═══ Supplied records

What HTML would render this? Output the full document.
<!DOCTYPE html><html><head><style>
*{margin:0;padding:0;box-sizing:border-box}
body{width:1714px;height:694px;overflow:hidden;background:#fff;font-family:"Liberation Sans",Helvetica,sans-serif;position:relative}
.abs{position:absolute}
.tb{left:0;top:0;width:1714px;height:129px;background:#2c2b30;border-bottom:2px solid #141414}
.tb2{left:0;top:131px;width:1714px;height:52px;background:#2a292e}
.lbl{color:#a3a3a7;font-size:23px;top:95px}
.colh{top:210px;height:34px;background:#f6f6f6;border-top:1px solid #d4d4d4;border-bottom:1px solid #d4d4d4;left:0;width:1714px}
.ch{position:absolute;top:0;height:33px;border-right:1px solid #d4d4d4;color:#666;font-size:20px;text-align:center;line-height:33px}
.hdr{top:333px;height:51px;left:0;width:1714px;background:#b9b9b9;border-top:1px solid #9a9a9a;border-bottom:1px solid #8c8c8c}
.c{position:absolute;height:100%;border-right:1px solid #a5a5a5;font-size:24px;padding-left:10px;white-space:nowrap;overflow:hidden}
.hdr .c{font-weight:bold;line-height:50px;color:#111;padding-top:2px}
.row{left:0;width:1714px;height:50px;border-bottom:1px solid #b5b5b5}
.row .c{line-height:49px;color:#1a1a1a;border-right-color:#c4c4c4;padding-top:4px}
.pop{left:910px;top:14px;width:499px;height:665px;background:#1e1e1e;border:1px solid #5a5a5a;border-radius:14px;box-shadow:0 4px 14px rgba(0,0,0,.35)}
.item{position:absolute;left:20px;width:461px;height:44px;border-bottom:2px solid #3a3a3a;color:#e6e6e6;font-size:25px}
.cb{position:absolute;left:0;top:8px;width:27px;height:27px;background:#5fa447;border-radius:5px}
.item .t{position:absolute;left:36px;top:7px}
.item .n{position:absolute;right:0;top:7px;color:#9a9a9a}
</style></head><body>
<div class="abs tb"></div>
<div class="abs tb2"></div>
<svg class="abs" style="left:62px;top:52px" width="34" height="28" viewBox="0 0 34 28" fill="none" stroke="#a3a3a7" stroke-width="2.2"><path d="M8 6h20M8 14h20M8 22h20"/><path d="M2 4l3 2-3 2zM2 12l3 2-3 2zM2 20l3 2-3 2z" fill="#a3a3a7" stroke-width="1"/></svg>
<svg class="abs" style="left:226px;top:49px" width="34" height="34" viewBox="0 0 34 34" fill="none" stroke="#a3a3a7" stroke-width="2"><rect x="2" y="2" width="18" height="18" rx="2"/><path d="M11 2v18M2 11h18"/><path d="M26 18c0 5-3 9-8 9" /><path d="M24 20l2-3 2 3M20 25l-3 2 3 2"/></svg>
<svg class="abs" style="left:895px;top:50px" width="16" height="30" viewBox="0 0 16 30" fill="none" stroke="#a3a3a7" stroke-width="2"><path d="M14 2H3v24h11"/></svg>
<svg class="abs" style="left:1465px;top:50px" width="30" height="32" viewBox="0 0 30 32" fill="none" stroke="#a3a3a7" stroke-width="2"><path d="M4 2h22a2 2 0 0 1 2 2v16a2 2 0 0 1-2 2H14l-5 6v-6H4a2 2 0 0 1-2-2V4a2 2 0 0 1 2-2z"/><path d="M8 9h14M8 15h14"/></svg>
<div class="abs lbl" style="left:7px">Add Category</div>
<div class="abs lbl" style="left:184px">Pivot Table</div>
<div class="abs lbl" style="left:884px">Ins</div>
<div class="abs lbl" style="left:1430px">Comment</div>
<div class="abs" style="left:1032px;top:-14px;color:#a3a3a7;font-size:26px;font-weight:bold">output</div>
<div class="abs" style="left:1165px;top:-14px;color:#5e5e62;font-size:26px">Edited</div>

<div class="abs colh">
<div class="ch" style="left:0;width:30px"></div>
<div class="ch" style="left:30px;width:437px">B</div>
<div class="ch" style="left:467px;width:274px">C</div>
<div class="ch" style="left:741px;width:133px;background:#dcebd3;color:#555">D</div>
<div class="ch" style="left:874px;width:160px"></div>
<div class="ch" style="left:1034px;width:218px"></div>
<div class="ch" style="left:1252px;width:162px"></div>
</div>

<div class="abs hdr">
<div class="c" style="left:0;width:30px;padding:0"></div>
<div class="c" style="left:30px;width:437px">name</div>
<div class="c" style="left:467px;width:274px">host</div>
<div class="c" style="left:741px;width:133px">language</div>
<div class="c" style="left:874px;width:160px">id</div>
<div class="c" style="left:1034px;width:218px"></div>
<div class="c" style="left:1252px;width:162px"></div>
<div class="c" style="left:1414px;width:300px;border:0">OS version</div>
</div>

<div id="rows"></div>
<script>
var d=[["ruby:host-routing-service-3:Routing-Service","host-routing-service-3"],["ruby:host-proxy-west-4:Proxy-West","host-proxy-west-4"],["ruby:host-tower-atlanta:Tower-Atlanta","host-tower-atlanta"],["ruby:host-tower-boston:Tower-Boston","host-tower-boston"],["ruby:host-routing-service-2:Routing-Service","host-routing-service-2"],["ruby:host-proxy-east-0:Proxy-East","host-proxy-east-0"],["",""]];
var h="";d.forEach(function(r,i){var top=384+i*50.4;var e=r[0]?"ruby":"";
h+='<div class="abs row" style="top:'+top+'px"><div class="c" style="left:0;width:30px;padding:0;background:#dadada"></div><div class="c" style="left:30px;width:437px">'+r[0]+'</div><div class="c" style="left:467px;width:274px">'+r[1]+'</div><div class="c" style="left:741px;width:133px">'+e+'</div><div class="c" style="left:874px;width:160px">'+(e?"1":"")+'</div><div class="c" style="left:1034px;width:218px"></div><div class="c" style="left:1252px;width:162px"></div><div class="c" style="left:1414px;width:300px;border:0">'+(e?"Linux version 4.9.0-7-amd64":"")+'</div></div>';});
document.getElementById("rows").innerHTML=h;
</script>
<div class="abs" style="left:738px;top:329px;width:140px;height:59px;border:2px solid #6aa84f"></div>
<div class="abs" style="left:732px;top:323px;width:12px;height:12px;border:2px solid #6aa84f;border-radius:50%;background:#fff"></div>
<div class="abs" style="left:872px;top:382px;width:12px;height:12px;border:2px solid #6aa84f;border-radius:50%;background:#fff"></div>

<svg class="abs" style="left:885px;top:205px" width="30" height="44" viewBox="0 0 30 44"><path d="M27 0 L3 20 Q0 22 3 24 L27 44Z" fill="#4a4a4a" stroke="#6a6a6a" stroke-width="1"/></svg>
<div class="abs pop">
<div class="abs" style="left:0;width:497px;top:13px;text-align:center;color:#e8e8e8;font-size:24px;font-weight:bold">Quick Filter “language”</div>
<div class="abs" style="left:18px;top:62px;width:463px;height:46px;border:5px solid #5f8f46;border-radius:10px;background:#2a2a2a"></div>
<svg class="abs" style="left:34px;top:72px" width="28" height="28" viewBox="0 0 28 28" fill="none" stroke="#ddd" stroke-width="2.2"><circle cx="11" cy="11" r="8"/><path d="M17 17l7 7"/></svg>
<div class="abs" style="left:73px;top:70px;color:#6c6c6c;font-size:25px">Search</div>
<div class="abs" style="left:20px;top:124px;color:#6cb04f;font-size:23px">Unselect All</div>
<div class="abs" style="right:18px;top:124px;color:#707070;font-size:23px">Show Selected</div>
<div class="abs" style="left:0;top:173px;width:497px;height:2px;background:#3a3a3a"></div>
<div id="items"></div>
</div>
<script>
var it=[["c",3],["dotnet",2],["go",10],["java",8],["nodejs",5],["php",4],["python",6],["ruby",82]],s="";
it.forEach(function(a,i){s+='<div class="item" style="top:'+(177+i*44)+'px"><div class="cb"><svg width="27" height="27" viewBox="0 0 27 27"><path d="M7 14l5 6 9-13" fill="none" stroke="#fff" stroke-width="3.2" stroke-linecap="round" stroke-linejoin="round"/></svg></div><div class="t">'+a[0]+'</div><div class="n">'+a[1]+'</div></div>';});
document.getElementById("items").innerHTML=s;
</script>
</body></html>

══════
═══ Supplied records

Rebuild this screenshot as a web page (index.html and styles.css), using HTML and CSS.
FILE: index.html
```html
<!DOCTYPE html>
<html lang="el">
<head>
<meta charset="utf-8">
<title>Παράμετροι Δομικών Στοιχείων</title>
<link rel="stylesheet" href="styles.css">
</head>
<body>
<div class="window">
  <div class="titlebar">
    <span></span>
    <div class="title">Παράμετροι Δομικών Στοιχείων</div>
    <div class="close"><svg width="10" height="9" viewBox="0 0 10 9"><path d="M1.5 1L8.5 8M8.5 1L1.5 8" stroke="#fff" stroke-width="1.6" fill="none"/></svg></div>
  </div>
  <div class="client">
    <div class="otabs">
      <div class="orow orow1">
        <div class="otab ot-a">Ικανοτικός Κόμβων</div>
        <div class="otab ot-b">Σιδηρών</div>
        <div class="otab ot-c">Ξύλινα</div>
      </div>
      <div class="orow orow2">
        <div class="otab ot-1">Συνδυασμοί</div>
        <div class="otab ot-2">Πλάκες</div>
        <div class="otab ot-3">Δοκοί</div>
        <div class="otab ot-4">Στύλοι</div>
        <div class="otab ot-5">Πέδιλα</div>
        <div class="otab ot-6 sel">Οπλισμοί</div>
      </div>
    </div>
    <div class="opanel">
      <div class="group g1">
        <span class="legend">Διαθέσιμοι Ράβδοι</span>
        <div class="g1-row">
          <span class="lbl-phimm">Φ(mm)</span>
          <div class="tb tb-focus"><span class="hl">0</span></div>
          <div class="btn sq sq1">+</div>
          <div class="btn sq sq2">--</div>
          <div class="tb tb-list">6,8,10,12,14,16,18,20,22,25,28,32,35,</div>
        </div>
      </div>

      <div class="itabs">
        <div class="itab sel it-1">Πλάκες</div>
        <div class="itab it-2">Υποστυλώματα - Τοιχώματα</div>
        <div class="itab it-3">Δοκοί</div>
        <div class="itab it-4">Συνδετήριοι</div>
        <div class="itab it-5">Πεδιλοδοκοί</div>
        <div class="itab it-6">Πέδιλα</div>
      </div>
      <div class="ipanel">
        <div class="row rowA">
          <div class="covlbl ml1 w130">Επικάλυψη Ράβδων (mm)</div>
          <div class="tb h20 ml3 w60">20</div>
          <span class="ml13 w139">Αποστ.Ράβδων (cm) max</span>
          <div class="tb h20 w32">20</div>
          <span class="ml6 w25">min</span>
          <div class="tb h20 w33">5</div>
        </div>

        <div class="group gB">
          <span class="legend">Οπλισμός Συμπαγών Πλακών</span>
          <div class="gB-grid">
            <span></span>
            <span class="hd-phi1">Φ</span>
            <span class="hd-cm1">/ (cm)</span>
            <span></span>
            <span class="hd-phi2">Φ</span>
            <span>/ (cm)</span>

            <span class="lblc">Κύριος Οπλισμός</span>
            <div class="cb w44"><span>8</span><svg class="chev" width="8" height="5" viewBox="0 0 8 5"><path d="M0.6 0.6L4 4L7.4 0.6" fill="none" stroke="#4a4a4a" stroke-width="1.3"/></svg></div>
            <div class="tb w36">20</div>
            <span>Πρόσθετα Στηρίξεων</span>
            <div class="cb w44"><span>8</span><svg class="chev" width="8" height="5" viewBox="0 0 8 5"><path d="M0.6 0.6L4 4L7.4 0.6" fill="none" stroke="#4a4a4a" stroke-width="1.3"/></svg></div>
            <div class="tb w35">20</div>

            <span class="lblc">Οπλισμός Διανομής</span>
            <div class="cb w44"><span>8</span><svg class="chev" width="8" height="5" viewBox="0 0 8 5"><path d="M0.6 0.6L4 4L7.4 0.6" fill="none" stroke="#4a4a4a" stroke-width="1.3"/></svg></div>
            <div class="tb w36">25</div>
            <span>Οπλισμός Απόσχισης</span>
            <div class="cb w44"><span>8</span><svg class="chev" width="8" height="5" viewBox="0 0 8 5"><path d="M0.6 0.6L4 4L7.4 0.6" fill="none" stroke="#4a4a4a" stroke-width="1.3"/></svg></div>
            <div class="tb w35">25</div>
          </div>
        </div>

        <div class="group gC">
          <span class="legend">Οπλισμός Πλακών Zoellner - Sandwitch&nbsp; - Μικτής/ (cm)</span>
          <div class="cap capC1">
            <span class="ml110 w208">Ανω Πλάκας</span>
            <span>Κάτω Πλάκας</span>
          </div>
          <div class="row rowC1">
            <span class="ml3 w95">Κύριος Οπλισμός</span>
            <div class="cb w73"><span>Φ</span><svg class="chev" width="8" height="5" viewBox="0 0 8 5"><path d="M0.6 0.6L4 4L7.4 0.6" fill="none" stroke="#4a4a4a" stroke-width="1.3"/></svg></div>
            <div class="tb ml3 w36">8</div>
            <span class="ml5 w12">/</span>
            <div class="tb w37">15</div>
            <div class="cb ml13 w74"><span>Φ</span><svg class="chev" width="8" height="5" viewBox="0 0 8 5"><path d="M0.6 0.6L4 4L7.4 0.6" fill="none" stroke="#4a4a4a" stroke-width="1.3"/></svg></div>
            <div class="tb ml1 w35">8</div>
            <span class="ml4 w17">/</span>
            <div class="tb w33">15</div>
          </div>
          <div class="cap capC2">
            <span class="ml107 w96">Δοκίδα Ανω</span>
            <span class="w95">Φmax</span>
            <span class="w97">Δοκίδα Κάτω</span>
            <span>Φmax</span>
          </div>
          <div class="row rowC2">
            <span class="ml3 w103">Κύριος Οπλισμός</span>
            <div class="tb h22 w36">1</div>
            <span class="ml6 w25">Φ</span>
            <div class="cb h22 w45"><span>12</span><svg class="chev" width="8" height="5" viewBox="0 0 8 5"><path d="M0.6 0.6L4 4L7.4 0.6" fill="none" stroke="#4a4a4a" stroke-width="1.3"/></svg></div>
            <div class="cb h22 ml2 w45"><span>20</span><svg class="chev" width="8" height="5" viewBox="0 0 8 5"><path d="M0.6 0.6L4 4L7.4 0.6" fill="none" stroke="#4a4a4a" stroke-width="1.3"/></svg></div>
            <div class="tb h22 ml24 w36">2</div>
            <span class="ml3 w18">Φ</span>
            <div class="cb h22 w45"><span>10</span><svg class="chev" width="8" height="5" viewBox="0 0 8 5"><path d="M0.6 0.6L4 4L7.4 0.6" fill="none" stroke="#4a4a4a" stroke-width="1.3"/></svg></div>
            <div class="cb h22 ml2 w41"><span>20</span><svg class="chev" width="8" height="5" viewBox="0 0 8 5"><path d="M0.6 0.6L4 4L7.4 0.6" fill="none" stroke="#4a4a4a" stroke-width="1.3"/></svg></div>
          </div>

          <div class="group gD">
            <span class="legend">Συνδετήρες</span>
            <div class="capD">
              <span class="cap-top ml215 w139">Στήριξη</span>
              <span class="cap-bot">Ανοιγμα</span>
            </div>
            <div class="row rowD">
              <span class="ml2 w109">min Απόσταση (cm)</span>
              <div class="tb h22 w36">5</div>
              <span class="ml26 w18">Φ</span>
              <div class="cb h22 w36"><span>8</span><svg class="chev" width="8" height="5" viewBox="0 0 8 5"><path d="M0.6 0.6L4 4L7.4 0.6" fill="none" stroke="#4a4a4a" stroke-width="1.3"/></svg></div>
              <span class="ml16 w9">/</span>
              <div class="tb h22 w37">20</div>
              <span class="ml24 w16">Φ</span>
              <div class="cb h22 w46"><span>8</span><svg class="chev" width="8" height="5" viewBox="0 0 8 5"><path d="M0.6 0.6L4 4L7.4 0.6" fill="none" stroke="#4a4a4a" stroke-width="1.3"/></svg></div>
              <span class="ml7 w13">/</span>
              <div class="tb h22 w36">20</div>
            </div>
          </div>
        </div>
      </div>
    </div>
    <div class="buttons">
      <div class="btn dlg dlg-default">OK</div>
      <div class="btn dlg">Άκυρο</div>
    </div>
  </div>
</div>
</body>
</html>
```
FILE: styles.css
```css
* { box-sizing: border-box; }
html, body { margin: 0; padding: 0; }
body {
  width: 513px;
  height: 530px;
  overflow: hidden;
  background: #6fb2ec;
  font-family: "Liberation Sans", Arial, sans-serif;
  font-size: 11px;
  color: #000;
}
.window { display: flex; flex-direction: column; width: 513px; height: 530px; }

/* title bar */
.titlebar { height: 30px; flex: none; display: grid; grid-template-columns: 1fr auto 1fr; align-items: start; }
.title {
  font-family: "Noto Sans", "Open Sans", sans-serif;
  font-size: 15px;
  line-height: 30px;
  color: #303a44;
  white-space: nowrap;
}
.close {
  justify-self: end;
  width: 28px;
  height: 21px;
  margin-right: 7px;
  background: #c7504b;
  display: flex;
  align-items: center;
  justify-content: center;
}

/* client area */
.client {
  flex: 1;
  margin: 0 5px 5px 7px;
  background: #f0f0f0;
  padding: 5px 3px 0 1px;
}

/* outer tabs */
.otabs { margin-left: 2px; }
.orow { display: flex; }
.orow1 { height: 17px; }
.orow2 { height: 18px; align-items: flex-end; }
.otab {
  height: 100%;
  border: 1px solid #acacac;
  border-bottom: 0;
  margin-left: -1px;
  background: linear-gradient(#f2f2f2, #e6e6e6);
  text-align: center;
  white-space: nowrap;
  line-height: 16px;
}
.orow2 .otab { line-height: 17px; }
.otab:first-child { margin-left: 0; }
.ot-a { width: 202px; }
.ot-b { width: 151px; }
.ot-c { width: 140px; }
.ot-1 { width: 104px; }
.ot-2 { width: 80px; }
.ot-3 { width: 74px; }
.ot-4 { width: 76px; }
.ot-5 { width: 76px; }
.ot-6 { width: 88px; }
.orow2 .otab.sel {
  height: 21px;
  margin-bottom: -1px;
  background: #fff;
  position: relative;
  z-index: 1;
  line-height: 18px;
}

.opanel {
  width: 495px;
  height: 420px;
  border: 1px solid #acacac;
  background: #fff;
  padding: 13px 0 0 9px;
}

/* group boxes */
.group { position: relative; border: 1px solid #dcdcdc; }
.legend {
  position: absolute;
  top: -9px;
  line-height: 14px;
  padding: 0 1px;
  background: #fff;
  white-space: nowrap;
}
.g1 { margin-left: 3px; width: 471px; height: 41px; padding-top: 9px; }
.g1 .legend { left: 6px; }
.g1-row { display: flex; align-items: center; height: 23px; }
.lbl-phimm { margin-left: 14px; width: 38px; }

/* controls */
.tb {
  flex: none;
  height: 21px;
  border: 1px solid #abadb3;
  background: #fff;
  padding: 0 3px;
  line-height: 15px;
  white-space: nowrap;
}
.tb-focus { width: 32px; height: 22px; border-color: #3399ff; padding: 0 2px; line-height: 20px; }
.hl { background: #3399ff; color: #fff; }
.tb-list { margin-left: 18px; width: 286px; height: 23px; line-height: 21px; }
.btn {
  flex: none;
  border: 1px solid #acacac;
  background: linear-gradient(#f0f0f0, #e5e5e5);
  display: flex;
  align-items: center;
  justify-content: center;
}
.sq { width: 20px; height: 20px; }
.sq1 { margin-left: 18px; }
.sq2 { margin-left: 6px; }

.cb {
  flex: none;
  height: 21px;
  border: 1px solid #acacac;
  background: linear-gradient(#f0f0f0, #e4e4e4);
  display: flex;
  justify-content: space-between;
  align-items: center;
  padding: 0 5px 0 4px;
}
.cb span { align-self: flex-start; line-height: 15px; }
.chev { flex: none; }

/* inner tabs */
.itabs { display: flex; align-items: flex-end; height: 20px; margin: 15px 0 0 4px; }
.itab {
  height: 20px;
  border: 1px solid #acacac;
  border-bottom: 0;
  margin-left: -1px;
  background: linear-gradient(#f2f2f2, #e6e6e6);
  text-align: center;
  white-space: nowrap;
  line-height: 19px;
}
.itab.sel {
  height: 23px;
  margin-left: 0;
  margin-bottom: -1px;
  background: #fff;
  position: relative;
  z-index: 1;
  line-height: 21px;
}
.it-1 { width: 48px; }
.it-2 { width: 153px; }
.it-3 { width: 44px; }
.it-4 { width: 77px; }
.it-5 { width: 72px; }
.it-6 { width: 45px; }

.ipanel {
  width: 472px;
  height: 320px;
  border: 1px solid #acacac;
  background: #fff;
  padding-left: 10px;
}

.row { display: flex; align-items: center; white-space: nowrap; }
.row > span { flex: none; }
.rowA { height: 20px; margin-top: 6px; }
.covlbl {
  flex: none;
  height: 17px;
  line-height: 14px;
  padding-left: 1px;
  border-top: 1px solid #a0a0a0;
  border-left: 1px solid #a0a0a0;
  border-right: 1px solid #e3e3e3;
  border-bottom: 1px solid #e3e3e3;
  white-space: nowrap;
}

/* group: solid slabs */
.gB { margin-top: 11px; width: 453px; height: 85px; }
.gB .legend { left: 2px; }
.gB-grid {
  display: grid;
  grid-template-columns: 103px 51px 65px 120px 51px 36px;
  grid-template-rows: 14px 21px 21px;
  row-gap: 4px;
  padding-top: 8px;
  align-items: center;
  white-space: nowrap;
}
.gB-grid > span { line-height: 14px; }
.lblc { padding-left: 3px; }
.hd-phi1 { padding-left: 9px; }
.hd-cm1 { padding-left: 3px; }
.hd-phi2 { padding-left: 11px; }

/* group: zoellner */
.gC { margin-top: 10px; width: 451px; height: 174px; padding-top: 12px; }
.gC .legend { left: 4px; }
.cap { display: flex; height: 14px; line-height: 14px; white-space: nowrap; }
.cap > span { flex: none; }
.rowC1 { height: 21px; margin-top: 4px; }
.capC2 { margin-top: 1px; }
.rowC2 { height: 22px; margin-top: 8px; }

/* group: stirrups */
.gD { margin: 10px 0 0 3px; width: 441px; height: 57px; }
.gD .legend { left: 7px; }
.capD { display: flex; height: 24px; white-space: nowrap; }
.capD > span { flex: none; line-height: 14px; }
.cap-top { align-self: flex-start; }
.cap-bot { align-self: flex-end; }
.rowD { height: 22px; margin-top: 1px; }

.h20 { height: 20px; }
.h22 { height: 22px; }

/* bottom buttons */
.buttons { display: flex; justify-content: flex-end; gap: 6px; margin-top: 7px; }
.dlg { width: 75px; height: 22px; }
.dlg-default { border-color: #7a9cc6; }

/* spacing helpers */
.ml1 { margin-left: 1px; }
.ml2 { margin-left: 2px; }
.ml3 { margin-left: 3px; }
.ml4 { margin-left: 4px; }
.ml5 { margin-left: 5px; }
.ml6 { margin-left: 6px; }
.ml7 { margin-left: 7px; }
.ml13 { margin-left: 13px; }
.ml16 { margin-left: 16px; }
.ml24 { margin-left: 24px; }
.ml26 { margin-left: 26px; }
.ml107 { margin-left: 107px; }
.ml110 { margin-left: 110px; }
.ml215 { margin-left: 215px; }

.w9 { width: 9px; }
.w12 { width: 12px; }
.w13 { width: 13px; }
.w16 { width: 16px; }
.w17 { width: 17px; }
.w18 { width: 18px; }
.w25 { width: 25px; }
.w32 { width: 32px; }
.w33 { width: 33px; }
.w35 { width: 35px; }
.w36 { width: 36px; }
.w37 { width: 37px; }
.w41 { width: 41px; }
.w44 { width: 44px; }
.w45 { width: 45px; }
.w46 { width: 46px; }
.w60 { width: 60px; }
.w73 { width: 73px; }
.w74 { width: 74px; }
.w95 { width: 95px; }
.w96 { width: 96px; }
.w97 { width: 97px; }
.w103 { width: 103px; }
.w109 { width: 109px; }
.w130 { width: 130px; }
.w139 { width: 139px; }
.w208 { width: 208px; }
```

══════

Reply with the number of lines in the material above that contain "index", and nothing more.

The completed task =
4